**Problem**. Skip every image and restate the data word for word.

**Data block**.
"""
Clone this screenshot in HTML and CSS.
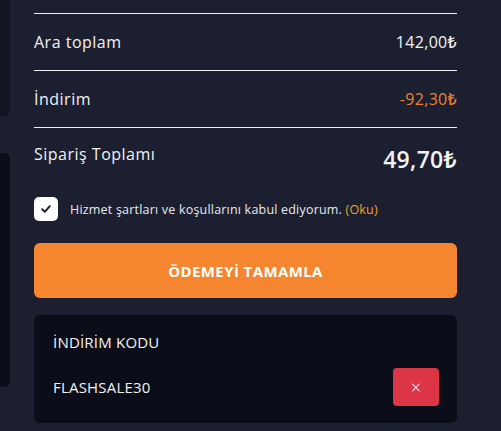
FILE: index.html
```html
<!DOCTYPE html>
<html lang="tr">
<head>
<meta charset="utf-8">
<link rel="stylesheet" href="styles.css">
</head>
<body>
<div class="page">
  <aside class="side">
    <div class="side-panel side-top"></div>
    <div class="side-panel side-bottom"></div>
  </aside>
  <main class="summary">
    <div class="row">
      <span class="label">Ara toplam</span>
      <span class="value">142,00₺</span>
    </div>
    <div class="row">
      <span class="label">İndirim</span>
      <span class="value discount">-92,30₺</span>
    </div>
    <div class="row total">
      <span class="label">Sipariş Toplamı</span>
      <span class="value total-value">49,70₺</span>
    </div>
    <label class="terms">
      <span class="checkbox">
        <svg width="12" height="12" viewBox="0 0 12 12"><path d="M2.2 6.3 L4.8 8.8 L9.8 3.2" fill="none" stroke="#1b1f30" stroke-width="2" stroke-linecap="round" stroke-linejoin="round"/></svg>
      </span>
      <span class="terms-text">Hizmet şartları ve koşullarını kabul ediyorum. <span class="read">(Oku)</span></span>
    </label>
    <button class="pay">ÖDEMEYİ TAMAMLA</button>
    <section class="coupon">
      <div class="coupon-title">İNDİRİM KODU</div>
      <div class="coupon-row">
        <span class="coupon-code">FLASHSALE30</span>
        <button class="remove">×</button>
      </div>
    </section>
  </main>
</div>
</body>
</html>
```
FILE: styles.css
```css
* { box-sizing: border-box; }
html, body {
  margin: 0;
  padding: 0;
  background: #1b1f30;
  color: #f2f2f4;
  font-family: "Open Sans", "Noto Sans", sans-serif;
}
.page {
  display: flex;
  width: 501px;
  height: 431px;
  overflow: hidden;
}
.side {
  width: 10px;
  flex: none;
  display: flex;
  flex-direction: column;
}
.side-panel {
  background: #111522;
  border-radius: 0 6px 6px 0;
}
.side-top {
  height: 136px;
  margin-top: -20px;
}
.side-bottom {
  height: 234px;
  margin-top: 37px;
  background: #0b0e19;
}
.summary {
  width: 423px;
  margin-left: 24px;
  padding-top: 13px;
  display: flex;
  flex-direction: column;
}
.row {
  display: flex;
  justify-content: space-between;
  align-items: center;
  height: 57px;
  border-top: 1px solid #eef0f4;
}
.label {
  font-size: 16px;
  font-weight: 500;
  letter-spacing: 0.5px;
}
.value {
  font-size: 16px;
  font-weight: 500;
  letter-spacing: 0.3px;
}
.discount {
  color: #f0812e;
}
.row.total {
  align-items: flex-start;
  height: 62px;
  padding-top: 15px;
}
.total-value {
  font-size: 23px;
  font-weight: 600;
  letter-spacing: 0.3px;
}
.terms {
  display: flex;
  align-items: center;
  gap: 12px;
  margin-top: 8px;
}
.checkbox {
  width: 24px;
  height: 24px;
  border-radius: 5px;
  background: #ffffff;
  display: flex;
  align-items: center;
  justify-content: center;
}
.terms-text {
  font-size: 12.5px;
  font-weight: 500;
  letter-spacing: 0.2px;
  color: #e8e9ee;
}
.read {
  color: #f0a22a;
}
.pay {
  margin-top: 22px;
  height: 55px;
  border: none;
  border-radius: 6px;
  background: #f5852f;
  color: #ffffff;
  font-family: inherit;
  font-size: 15px;
  font-weight: 700;
  letter-spacing: 0.4px;
}
.coupon {
  margin-top: 17px;
  height: 108px;
  background: #0b0e19;
  border-radius: 6px;
  padding: 17px 18px 0 19px;
}
.coupon-title {
  font-size: 15px;
  font-weight: 500;
  line-height: 20px;
  letter-spacing: 0.2px;
}
.coupon-row {
  display: flex;
  justify-content: space-between;
  align-items: center;
  margin-top: 16px;
}
.coupon-code {
  font-size: 15px;
  font-weight: 500;
  letter-spacing: 0.2px;
}
.remove {
  width: 46px;
  height: 38px;
  border: none;
  border-radius: 4px;
  background: #dc3545;
  color: #ffffff;
  font-family: inherit;
  font-size: 18px;
  font-weight: 300;
  line-height: 1;
}
```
"""
**Solution to the exercise**.
Clone this screenshot in HTML and CSS.
FILE: index.html
```html
<!DOCTYPE html>
<html lang="tr">
<head>
<meta charset="utf-8">
<link rel="stylesheet" href="styles.css">
</head>
<body>
<div class="page">
  <aside class="side">
    <div class="side-panel side-top"></div>
    <div class="side-panel side-bottom"></div>
  </aside>
  <main class="summary">
    <div class="row">
      <span class="label">Ara toplam</span>
      <span class="value">142,00₺</span>
    </div>
    <div class="row">
      <span class="label">İndirim</span>
      <span class="value discount">-92,30₺</span>
    </div>
    <div class="row total">
      <span class="label">Sipariş Toplamı</span>
      <span class="value total-value">49,70₺</span>
    </div>
    <label class="terms">
      <span class="checkbox">
        <svg width="12" height="12" viewBox="0 0 12 12"><path d="M2.2 6.3 L4.8 8.8 L9.8 3.2" fill="none" stroke="#1b1f30" stroke-width="2" stroke-linecap="round" stroke-linejoin="round"/></svg>
      </span>
      <span class="terms-text">Hizmet şartları ve koşullarını kabul ediyorum. <span class="read">(Oku)</span></span>
    </label>
    <button class="pay">ÖDEMEYİ TAMAMLA</button>
    <section class="coupon">
      <div class="coupon-title">İNDİRİM KODU</div>
      <div class="coupon-row">
        <span class="coupon-code">FLASHSALE30</span>
        <button class="remove">×</button>
      </div>
    </section>
  </main>
</div>
</body>
</html>
```
FILE: styles.css
```css
* { box-sizing: border-box; }
html, body {
  margin: 0;
  padding: 0;
  background: #1b1f30;
  color: #f2f2f4;
  font-family: "Open Sans", "Noto Sans", sans-serif;
}
.page {
  display: flex;
  width: 501px;
  height: 431px;
  overflow: hidden;
}
.side {
  width: 10px;
  flex: none;
  display: flex;
  flex-direction: column;
}
.side-panel {
  background: #111522;
  border-radius: 0 6px 6px 0;
}
.side-top {
  height: 136px;
  margin-top: -20px;
}
.side-bottom {
  height: 234px;
  margin-top: 37px;
  background: #0b0e19;
}
.summary {
  width: 423px;
  margin-left: 24px;
  padding-top: 13px;
  display: flex;
  flex-direction: column;
}
.row {
  display: flex;
  justify-content: space-between;
  align-items: center;
  height: 57px;
  border-top: 1px solid #eef0f4;
}
.label {
  font-size: 16px;
  font-weight: 500;
  letter-spacing: 0.5px;
}
.value {
  font-size: 16px;
  font-weight: 500;
  letter-spacing: 0.3px;
}
.discount {
  color: #f0812e;
}
.row.total {
  align-items: flex-start;
  height: 62px;
  padding-top: 15px;
}
.total-value {
  font-size: 23px;
  font-weight: 600;
  letter-spacing: 0.3px;
}
.terms {
  display: flex;
  align-items: center;
  gap: 12px;
  margin-top: 8px;
}
.checkbox {
  width: 24px;
  height: 24px;
  border-radius: 5px;
  background: #ffffff;
  display: flex;
  align-items: center;
  justify-content: center;
}
.terms-text {
  font-size: 12.5px;
  font-weight: 500;
  letter-spacing: 0.2px;
  color: #e8e9ee;
}
.read {
  color: #f0a22a;
}
.pay {
  margin-top: 22px;
  height: 55px;
  border: none;
  border-radius: 6px;
  background: #f5852f;
  color: #ffffff;
  font-family: inherit;
  font-size: 15px;
  font-weight: 700;
  letter-spacing: 0.4px;
}
.coupon {
  margin-top: 17px;
  height: 108px;
  background: #0b0e19;
  border-radius: 6px;
  padding: 17px 18px 0 19px;
}
.coupon-title {
  font-size: 15px;
  font-weight: 500;
  line-height: 20px;
  letter-spacing: 0.2px;
}
.coupon-row {
  display: flex;
  justify-content: space-between;
  align-items: center;
  margin-top: 16px;
}
.coupon-code {
  font-size: 15px;
  font-weight: 500;
  letter-spacing: 0.2px;
}
.remove {
  width: 46px;
  height: 38px;
  border: none;
  border-radius: 4px;
  background: #dc3545;
  color: #ffffff;
  font-family: inherit;
  font-size: 18px;
  font-weight: 300;
  line-height: 1;
}
```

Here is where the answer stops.